The kids definitely compete but I don't think removing competition is the reason that removing rankings is beneficial to kids. I think that rankings distort kids educational experience. They make decisions about what classes to take based on what it will do for their ranking. I think high school students are better off taking what they are interested in taking not what will raise their ranking.
My son is at a private day school with competitive admissions. The kids are all smart but there are still kids who are at the top and even without rankings the kids and the teachers know who the top kids are. They absolutely compete for college admissions.
I am sorry if it seemed I was suggesting that removing ranking stopped competition. That was not my point. Removing ranking did not remotely stop competition. OTOH, we do not have the issues you bring up, because we also do not weight any classes, and the electives are limited to senior year. We don't rank because it is meaningless at a magnet school.
How does your attempt to take a discussion about the value of class ranking in high school and use it to paint broad, meaningless strokes about everyone in academia add anything to the discussion?
Well you prove the point about elitists in academia. Sorry the rest of us don't measure up to your standards.
There is a sickness in America's high-performing schools, and I see it every day in my community. Students opt out of really great non-weighted courses, those that have the potential to spark a life-long passion, so they can squeeze in yet another mind-numbing AP class to bump an already exemplary GPA. It's the ugly underbelly of elite high schools.
There is a sickness in America's high-performing schools, and I see it every day in my community. Students opt out of really great non-weighted courses, those that have the potential to spark a life-long passion, so they can squeeze in yet another mind-numbing AP class to bump an already exemplary GPA. It's the ugly underbelly of elite high schools.

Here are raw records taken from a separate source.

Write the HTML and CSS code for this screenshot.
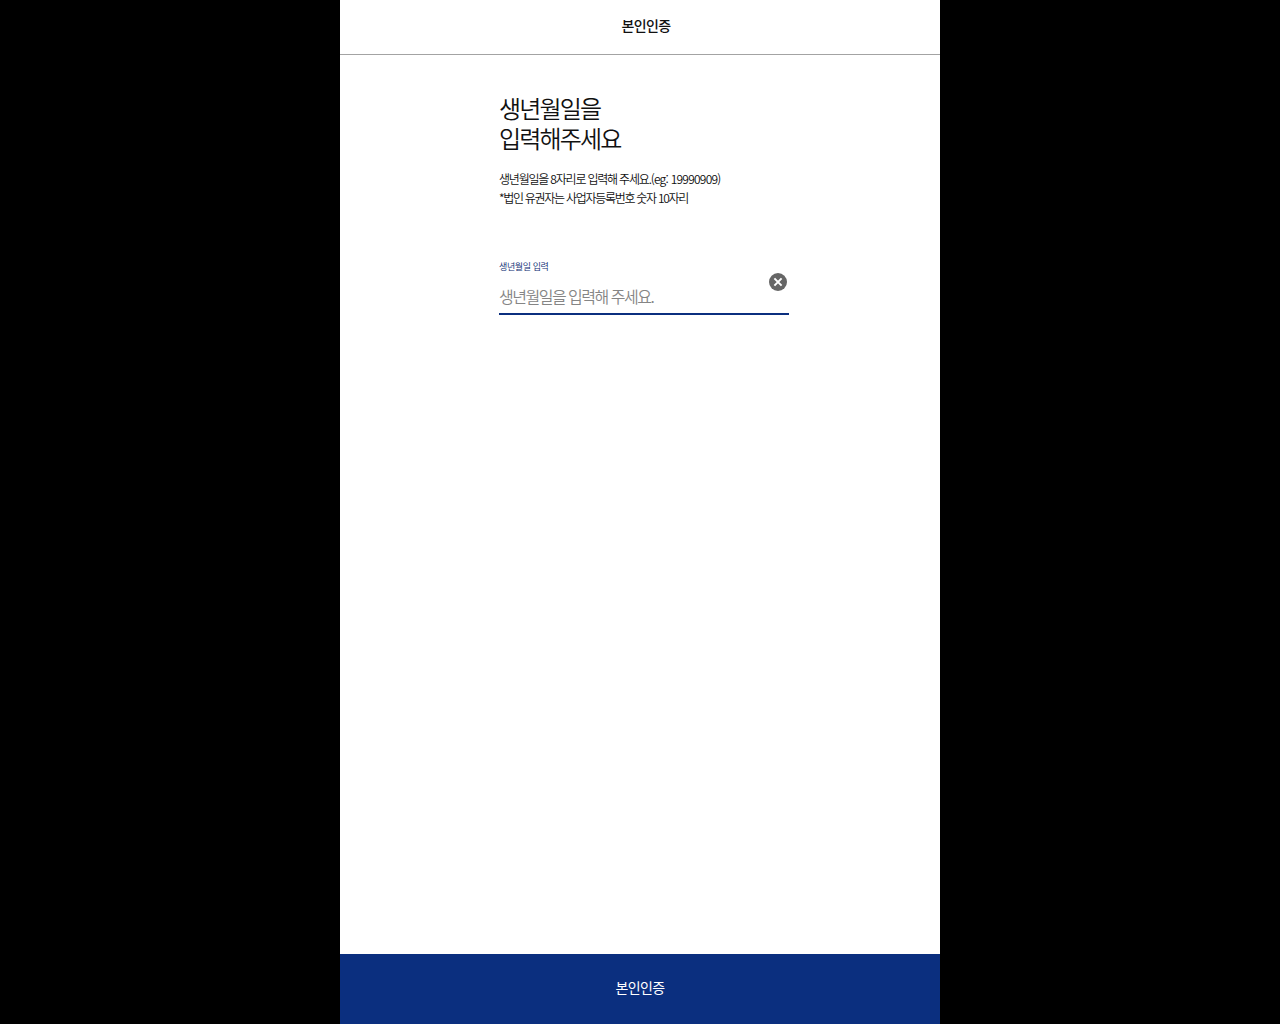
FILE: index.html
```html
<!DOCTYPE html>
<html lang="ko">
<head>
<meta charset="utf-8">
<title>본인인증</title>
<link rel="stylesheet" href="styles.css">
</head>
<body>
<div class="phone">
  <header class="top"><h1 class="top-title">본인인증</h1></header>
  <main class="main">
    <div class="content">
      <h2 class="headline">생년월일을<br>입력해주세요</h2>
      <p class="desc">생년월일을 8자리로 입력해 주세요.<span class="latin">(eg: 19990909)</span><br><span class="note">*법인 유권자는 사업자등록번호 숫자 10자리</span></p>
      <div class="field">
        <label class="field-label">생년월일 입력</label>
        <div class="field-row">
          <span class="placeholder">생년월일을 입력해 주세요.</span>
          <svg class="clear" width="18" height="18" viewBox="0 0 18 18" aria-hidden="true"><circle cx="9" cy="9" r="9" fill="#666"/><path d="M5.4 5.4l7.2 7.2M12.6 5.4l-7.2 7.2" stroke="#fff" stroke-width="2" fill="none"/></svg>
        </div>
      </div>
    </div>
  </main>
  <button class="submit"><span class="submit-text">본인인증</span></button>
</div>
</body>
</html>
```

FILE: styles.css
```css
* { box-sizing: border-box; }
html, body { margin: 0; height: 100%; background: #000; }
body {
  font-family: "Noto Sans CJK KR", "Liberation Sans", sans-serif;
  color: #111;
  display: flex;
  justify-content: center;
}
.phone {
  width: 600px;
  height: 1024px;
  background: #fff;
  display: flex;
  flex-direction: column;
}
.top {
  height: 55px;
  border-bottom: 1px solid #a3a3a3;
  display: flex;
  align-items: center;
  justify-content: center;
  padding: 0 0 4px 12px;
}
.top-title { margin: 0; font-size: 14px; font-weight: 500; letter-spacing: -0.6px; line-height: 20px; }
.main { flex: 1; display: flex; justify-content: center; }
.content { width: 290px; margin-left: 8px; padding-top: 38px; }
.headline { margin: 0; font-size: 24px; font-weight: 350; line-height: 30px; letter-spacing: -1.85px; color: #111; }
.desc { margin: 16px 0 0; font-size: 12px; font-weight: 350; line-height: 19px; letter-spacing: -1.2px; color: #111; }
.latin { letter-spacing: -0.75px; }
.note { letter-spacing: -1.28px; }
.field { margin-top: 48px; border-bottom: 2px solid #0b2f7f; height: 60px; display: flex; flex-direction: column; }
.field-label { margin-top: 5px; font-size: 9px; line-height: 14px; letter-spacing: -0.4px; color: #0a2a70; font-weight: 350; }
.field-row { display: flex; justify-content: space-between; align-items: flex-start; }
.placeholder { margin-top: 10px; font-size: 16px; font-weight: 350; line-height: 24px; letter-spacing: -1.5px; color: #858585; }
.clear { margin: -1px 2px 0 0; }
.submit {
  height: 70px;
  border: 0;
  background: #0b2f7f;
  color: #fff;
  font: 400 14px/20px "Noto Sans CJK KR", sans-serif;
  letter-spacing: -0.6px;
  padding: 0 0 4px;
}
.submit-text { display: block; }
```
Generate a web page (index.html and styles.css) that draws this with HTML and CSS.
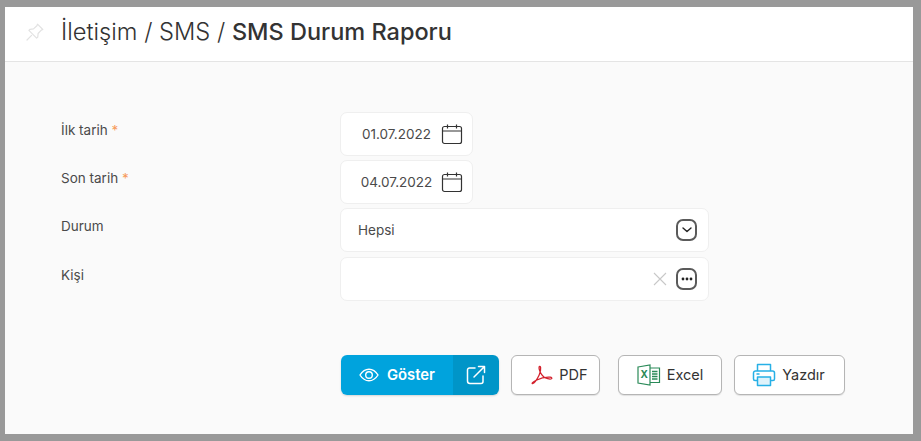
FILE: index.html
```html
<!DOCTYPE html>
<html lang="en">
<head>
    <meta charset="UTF-8">
    <meta name="viewport" content="width=device-width, initial-scale=1.0">
    <title>SMS Durum Raporu</title>
    <link rel="stylesheet" href="styles.css">
</head>
<body>
    <div class="panel">
        <header class="page-head">
            <svg class="pin" width="20" height="20" viewBox="0 0 20 20" fill="none" stroke="#e2e2e2" stroke-width="1.2" stroke-linejoin="round" stroke-linecap="round">
                <path d="M12.5 2.2l5.3 5.3-1.5 .6-3.2 3.4-.3 3.5-1.2 1.1-7.700-7.700 1.200-1.100 3.400-.4 3.400-3.200z"/>
                <path d="M6.600 13.400l-4.600 4.600"/>
            </svg>
            <h1><span class="crumb">İletişim / SMS / </span>SMS Durum Raporu</h1>
        </header>

        <main class="content">
            <form class="report-form">
                <div class="form-row">
                    <label>İlk tarih <span class="req">*</span></label>
                    <div class="field field-date">
                        <span class="value">01.07.2022</span>
                        <svg class="cal" width="22" height="22" viewBox="0 0 22 22" fill="none" stroke="#333" stroke-width="1.200">
                            <rect x="1.500" y="3.500" width="19" height="17" rx="2"/>
                            <path d="M1.500 8h19M6.500 1.500v4M15.500 1.500v4"/>
                        </svg>
                    </div>
                </div>
                <div class="form-row">
                    <label>Son tarih <span class="req">*</span></label>
                    <div class="field field-date">
                        <span class="value">04.07.2022</span>
                        <svg class="cal" width="22" height="22" viewBox="0 0 22 22" fill="none" stroke="#333" stroke-width="1.200">
                            <rect x="1.500" y="3.500" width="19" height="17" rx="2"/>
                            <path d="M1.500 8h19M6.500 1.500v4M15.500 1.500v4"/>
                        </svg>
                    </div>
                </div>
                <div class="form-row">
                    <label>Durum</label>
                    <div class="field field-wide">
                        <span class="value">Hepsi</span>
                        <span class="square-btn">
                            <svg width="10" height="6" viewBox="0 0 10 6" fill="none" stroke="#222" stroke-width="1.400" stroke-linecap="round" stroke-linejoin="round"><path d="M1 1l4 3.600L9 1"/></svg>
                        </span>
                    </div>
                </div>
                <div class="form-row">
                    <label>Kişi</label>
                    <div class="field field-wide">
                        <span class="value"></span>
                        <svg class="clear" width="14" height="14" viewBox="0 0 14 14" stroke="#c8c8c8" stroke-width="1.100"><path d="M1 1l12 12M13 1L1 13"/></svg>
                        <span class="square-btn">
                            <svg width="12" height="4" viewBox="0 0 12 4" fill="#222"><circle cx="2" cy="2" r="1.400"/><circle cx="6" cy="2" r="1.400"/><circle cx="10" cy="2" r="1.400"/></svg>
                        </span>
                    </div>
                </div>
            </form>

            <div class="actions">
                <div class="btn-split">
                    <button type="button" class="btn-show">
                        <svg width="20" height="14" viewBox="0 0 20 14" fill="none" stroke="#fff" stroke-width="1.400"><path d="M1 7c2.400-3.800 5.400-5.800 9-5.800s6.600 2 9 5.800c-2.400 3.800-5.400 5.800-9 5.800S3.400 10.800 1 7z"/><circle cx="10" cy="7" r="3.300"/></svg>
                        Göster
                    </button>
                    <button type="button" class="btn-open" aria-label="Yeni pencere">
                        <svg width="20" height="20" viewBox="0 0 20 20" fill="none" stroke="#fff" stroke-width="1.500" stroke-linecap="round" stroke-linejoin="round"><path d="M9 3H3.500A2 2 0 0 0 1.500 5v11a2.500 2.500 0 0 0 2.500 2.500h11a2 2 0 0 0 2-2V11"/><path d="M12.500 1.500h6v6M18.500 1.500L8 12"/></svg>
                    </button>
                </div>
                <button type="button" class="btn btn-pdf">
                    <svg width="22" height="22" viewBox="0 0 24 22" fill="none" stroke="#d3202c" stroke-width="1.400" stroke-linejoin="round"><path d="M1.500 20.500c2-.6 5-4.600 7.300-9.300 1.300-2.800 2-5.800 1.700-8.300-.2-1.400-1.400-1.600-1.700-.4-.5 2.400 1.800 8 5.200 10.600 2.200 1.700 6.600 2.800 8.300 2 .9-.5.200-1.600-1.300-1.700-3.700-.3-10.700 1-15.300 3.300-2.300 1.200-5.300 3.200-4.200 3.800z"/></svg>
                    PDF
                </button>
                <button type="button" class="btn btn-excel">
                    <svg width="24" height="22" viewBox="0 0 24 22" fill="none" stroke="#2a8a58" stroke-width="1.200"><path d="M1 3l12-2v20L1 19z"/><path d="M13 4h9.500v14.500H13"/><path d="M15 7.500h5.500M15 10h5.500M15 12.500h5.500M15 15h5.500" stroke-width="1.400"/><text class="xl" x="3.600" y="14.300">X</text></svg>
                    Excel
                </button>
                <button type="button" class="btn btn-print">
                    <svg width="24" height="24" viewBox="0 0 24 24" fill="none" stroke="#27b0e6" stroke-width="1.500" stroke-linejoin="round"><path d="M5.500 8V1.500h13V8"/><path d="M5.500 17.500H3A1.500 1.500 0 0 1 1.500 16v-6A2 2 0 0 1 3.500 8h17a2 2 0 0 1 2 2v6a1.500 1.500 0 0 1-1.500 1.500h-2.500"/><path d="M5.500 14h13v8.500h-13z" fill="#dff3fb"/><path d="M7 11h-2" stroke-linecap="round"/></svg>
                    Yazdır
                </button>
            </div>
        </main>
    </div>
</body>
</html>
```

FILE: styles.css
```css
html, body {
    height: 100%;
}
body {
    margin: 0;
    background-color: #999;
    font-family: Inter, 'Noto Sans', sans-serif;
    color: #333;
}
.panel {
    box-sizing: border-box;
    display: flex;
    flex-direction: column;
    height: 427px;
    width: 908px;
    margin: 7px 0 0 5px;
    background-color: #fafafa;
}
.page-head {
    display: flex;
    align-items: center;
    height: 49px;
    padding: 0 0 5px 20px;
    background-color: #fff;
    border-bottom: 1px solid #e4e4e4;
}
.pin {
    margin-right: 16px;
}
h1 {
    margin: 0;
    font-size: 23.500px;
    font-weight: 500;
    color: #333;
}
.crumb {
    font-size: 23.700px;
    font-weight: 300;
}
.content {
    flex: 1;
    padding: 50px 0 0 56px;
}
.report-form {
    display: flex;
    flex-direction: column;
    gap: 4.200px;
}
.form-row {
    display: grid;
    grid-template-columns: 279px 1fr;
}
.form-row label {
    font-size: 13.500px;
    line-height: 17px;
    padding-top: 10px;
    color: #4a4a4a;
}
.req {
    color: #f79a5c;
}
.field {
    box-sizing: border-box;
    display: flex;
    align-items: center;
    height: 44px;
    background-color: #fff;
    border: 1px solid #efefef;
    border-radius: 7px;
    font-size: 13.500px;
}
.field-date {
    width: 133px;
    padding: 0 9px 0 11px;
}
.field-date .value {
    flex: 1;
    text-align: center;
}
.field-wide {
    width: 369px;
    padding: 0 11px 0 17px;
}
.field-wide .value {
    flex: 1;
}
.value {
    color: #4a4a4a;
}
.clear {
    margin-right: 9px;
}
.square-btn {
    box-sizing: border-box;
    display: flex;
    align-items: center;
    justify-content: center;
    width: 21px;
    height: 22px;
    border: 2px solid #5a5a5a;
    border-radius: 7px;
}
.actions {
    display: flex;
    margin: 54.400px 0 0 280px;
}
.actions button {
    font-family: inherit;
    font-size: 14.500px;
    cursor: pointer;
}
.btn-split {
    display: flex;
    width: 158px;
    height: 40px;
    margin-right: 12px;
    border-radius: 6px;
    overflow: hidden;
    box-shadow: 0 1px 2px rgba(0, 0, 0, .15);
}
.actions .btn-show {
    display: flex;
    align-items: center;
    justify-content: center;
    gap: 8px;
    flex: 1;
    border: none;
    background-color: #00a3dd;
    color: #fff;
    font-size: 14.800px;
    font-weight: 600;
}
.btn-open {
    display: flex;
    align-items: center;
    justify-content: center;
    width: 46px;
    border: none;
    background-color: #0095c8;
}
.btn {
    box-sizing: border-box;
    display: flex;
    align-items: center;
    justify-content: center;
    gap: 6px;
    height: 40px;
    padding: 0 6px;
    background-color: #fff;
    border: 1px solid #b5b5b5;
    border-radius: 6px;
    color: #333;
    box-shadow: 0 1px 1px rgba(0, 0, 0, .1);
}
.btn-pdf {
    width: 89px;
    margin-right: 18px;
    padding-left: 14px;
}
.btn-excel {
    width: 104px;
    margin-right: 12px;
}
.btn-print {
    width: 111px;
    padding-right: 8px;
}
.xl {
    font-size: 10px;
    font-weight: 700;
    fill: #2a8a58;
    stroke: none;
}
```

I agree. I've seen students drop out of music (band, orchestra, choir, etc) because it's not "weighted". For courses they have to take, like PE, some schools feed into this nonsense by offering it "pass/fail", so it's not counted in the GPA. I'd like to see weighted grades eliminated. The colleges un-weight them anyway, for admissions purposes. I've also heard of teachers "double-weighting" classes, e.g. by changing the grading scale so that 80%-100% is an "A", etc.